Can Academic Scandal Affect This Year’s North Carolina Tar Heels?

Roy Williams

Rich Barnes-USA TODAY Sports

For those of you that do not know, the University of North Carolina at Chapel Hill athletic department is under investigation for a possible academic scandal. To put it nicely, the basketball team may be screwed.

The school is one of the most prestigious universities in the entire country, and the students that are admitted to the school perform tremendously when it comes to academics. Of course, the athletes at the school do not just play their respective sport, but they participate academically as well, which most fans overlook. Players on the basketball team receive scholarships, most of them four-year, to attend classes while playing the sport. The students must maintain a ‘C’ average in order to be eligible to play their sport, and the NCAA is accusing the school of giving their athletes an unfair advantage in order to obtain such an average.

Most of the athletes that attend the school, particularly in their football and basketball programs, are not the type of the students that attend the school solely for academics. They may not have received the appropriate grades that others received in order to be accepted into the university, but managed to get in due to their athletic abilities. For these student athletes, the university placed them into classed called independent study. These independent study courses are supposed to give athletes an opportunity to receive extra tutoring and assistance to complete their appropriate academic studies while participating in their sport. The only problem with this is the fact that the student are not required to attend the class, but they are only required to submit a paper at the end of each semester. The professors of these classes always gave the students A’s or B’s, so they are essentially just classes set up in order to boost a student athletes grade point average (GPA).

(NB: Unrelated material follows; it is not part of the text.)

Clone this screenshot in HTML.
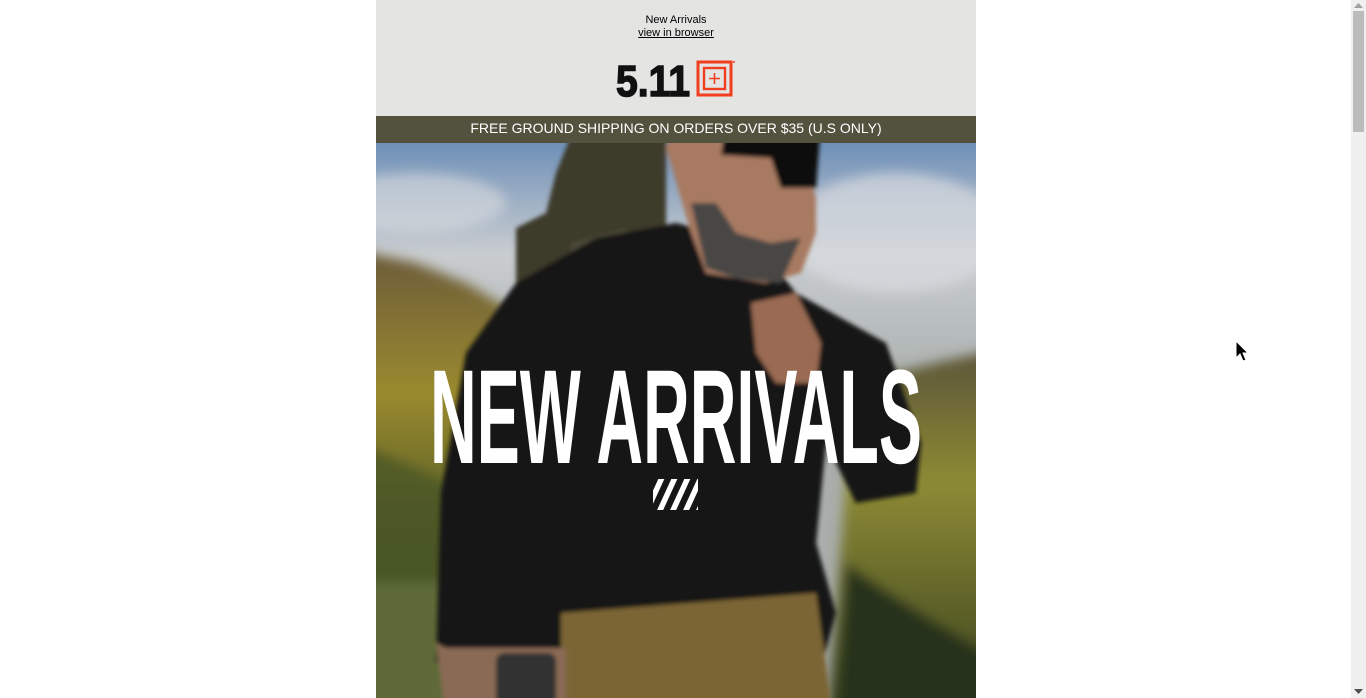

It is obvious as to why this is illegal in terms of NCAA rules and regulations, because the athletes basically have one less course than all the other students and receive unfair grades. The professors automatically give them a high grade and give them an unfair advantage on these final papers. The athletes call these independent study classes “paper classes,” because if they submit the one paper at the end of the semester, then they have completed all of their requirements. Apparently, these paper classes have been in effect dating all the way back to the Tar Heels’ 2005 national championship team. This means that some of their most profound players of all time, including Raymond Felton and Sean May, have passed through the university almost illegally. Who knows whether or not current players such as Marcus Paige and James Michael McAdoo are receiving the same illegal benefits.

Right now, it seems that the NCAA is close to cracking the case and revealing that the university has been illegally giving their athletes illegal academic benefits in order for them to fully succeed in their respective sports. If this does happen, then sanctions will be placed within each program that has been taking part in the scandal. The NCAA could possibly revoke the Tar Heels’ 2005 and 2009 championships, and any other successes they have had in the years moving forward. Players could be subject to suspension and even head coach Roy Williams can face serious consequences.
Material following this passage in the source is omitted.